A análise dos ossos e dentes desses esqueletos revelou que eles eram, de fato, de origem escandinava, confirmando a presença viking. No entanto, alguns detalhes ainda deixam dúvidas sobre se todos eram realmente vítimas do massacre de Aethelred, já que a datação por radiocarbono permite apenas uma estimativa dentro do período entre 960 e 1030.
Aethelred fugiu para a Normandia após a invasão de Sweyn Forkbeard, mas retornou ao poder em 1014 após a morte de Sweyn. Contudo, ele reinou por pouco tempo antes de morrer em 1016, sendo sucedido por seu filho Edmund Ironside, que também governou por um curto período.

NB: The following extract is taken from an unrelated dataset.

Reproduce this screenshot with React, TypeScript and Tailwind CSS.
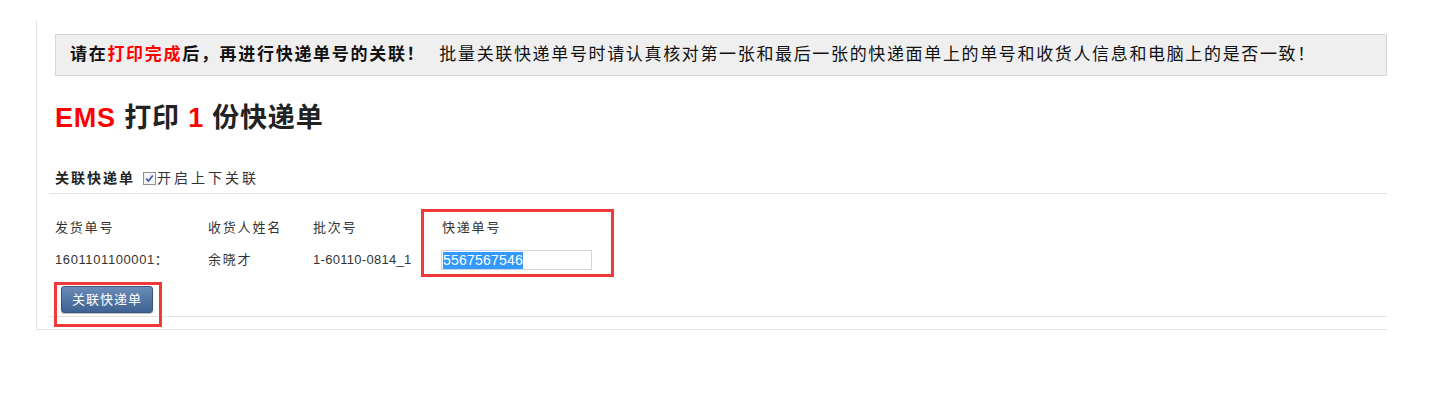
function Checkbox() {
  return (
    <span className="inline-flex w-[13px] h-[13px] border border-[#8f8f8f] bg-[#f4f4f4] items-center justify-center mr-[1px]">
      <svg width="11" height="11" viewBox="0 0 11 11">
        <path d="M2.2 5.6 L4.4 8 L8.8 2.4" fill="none" stroke="#3b5ba8" strokeWidth="1.6" />
      </svg>
    </span>
  );
}

export default function App() {
  const font = { fontFamily: '"Liberation Sans", "Noto Sans CJK SC", sans-serif' };
  return (
    <div className="relative w-[1429px] h-[395px] pt-[20px] bg-white text-[#333]" style={font}>
      <div className="ml-[36px] w-[1351px] border-l border-b border-[#e4e4e4] pl-[18px] pt-[14px] pb-[12px]">
        {/* notice bar */}
        <div className="h-[42px] flex items-center pl-[14px] bg-[#efefef] border border-[#d6d6d6] text-[17px] text-[#111]">
          <span className="font-bold tracking-[1.7px]">
            请在<span className="text-[#ff0000]">打印完成</span>后，再进行快递单号的关联！
          </span>
          <span className="ml-[14px] tracking-[1.65px]">
            批量关联快递单号时请认真核对第一张和最后一张的快递面单上的单号和收货人信息和电脑上的是否一致！
          </span>
        </div>

        {/* title */}
        <h1 className="mt-[22px] h-[40px] leading-[40px] text-[27px] font-bold text-[#222] tracking-[0.8px]">
          <span className="text-[#ff0000]">EMS</span> 打印 <span className="text-[#ff0000]">1</span> 份快递单
        </h1>

        {/* section header */}
        <div className="mt-[30px] h-[20px] flex items-center text-[14px] tracking-[2px]">
          <span className="font-bold text-[#222]">关联快递单</span>
          <span className="ml-[8px] inline-flex items-center">
            <Checkbox />
            <span className="text-[#333] tracking-[3px]">开启上下关联</span>
          </span>
        </div>

        <div className="-ml-[6px] mt-[5px] border-t border-[#e2e2e2]" />

        {/* table */}
        <div className="mt-[24px] flex h-[20px] items-center text-[13px] tracking-[1.8px] text-[#333]">
          <div className="w-[153px]">发货单号</div>
          <div className="w-[105px]">收货人姓名</div>
          <div className="w-[129px]">批次号</div>
          <div>快递单号</div>
        </div>
        <div className="mt-[12px] flex h-[20px] items-center text-[13px] text-[#333]">
          <div className="w-[153px] tracking-[0.6px]">1601101100001：</div>
          <div className="w-[105px] tracking-[1.8px]">余晓才</div>
          <div className="w-[128px] tracking-[0.3px]">1-60110-0814_1</div>
          <div className="w-[151px] h-[20px] border border-[#cfd3da] flex items-center pl-[1px]">
            <span className="bg-[#3399ff] text-white text-[14px] leading-[17px] tracking-[0.2px]">5567567546</span>
          </div>
        </div>

        <div className="mt-[16px] pl-[6px]">
          <button className="w-[92px] h-[27px] rounded-[3px] border border-[#36547e] bg-gradient-to-b from-[#6b8cb8] to-[#3f6292] text-white text-[13px] tracking-[1px] shadow-[0_1px_1px_rgba(0,0,0,0.25)]">
            关联快递单
          </button>
        </div>

        <div className="-ml-[6px] mt-[3px] border-t border-[#e2e2e2]" />
      </div>

      {/* annotation boxes */}
      <div className="absolute left-[421px] top-[209px] w-[193px] h-[68px] border-[3px] border-[#f03a3a]" />
      <div className="absolute left-[54px] top-[282px] w-[108px] h-[45px] border-[3px] border-[#f03a3a]" />
    </div>
  );
}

Com a morte de Edmund, Cnut, filho de Sweyn, assumiu o trono da Inglaterra, estabelecendo um reino que uniu as terras inglesas e dinamarquesas sob um único governo.
O massacre do Dia de São Brício ficou marcado na história inglesa como um exemplo de violência impulsionada pelo medo e pela xenofobia, em um momento em que os anglo-saxões tentavam manter sua identidade frente à presença escandinava.
Embora muitos vikings tenham se integrado pacificamente, o ressentimento e as tensões entre os dois povos acabaram alimentando tragédias como essa, com consequências que moldariam o futuro político da Inglaterra.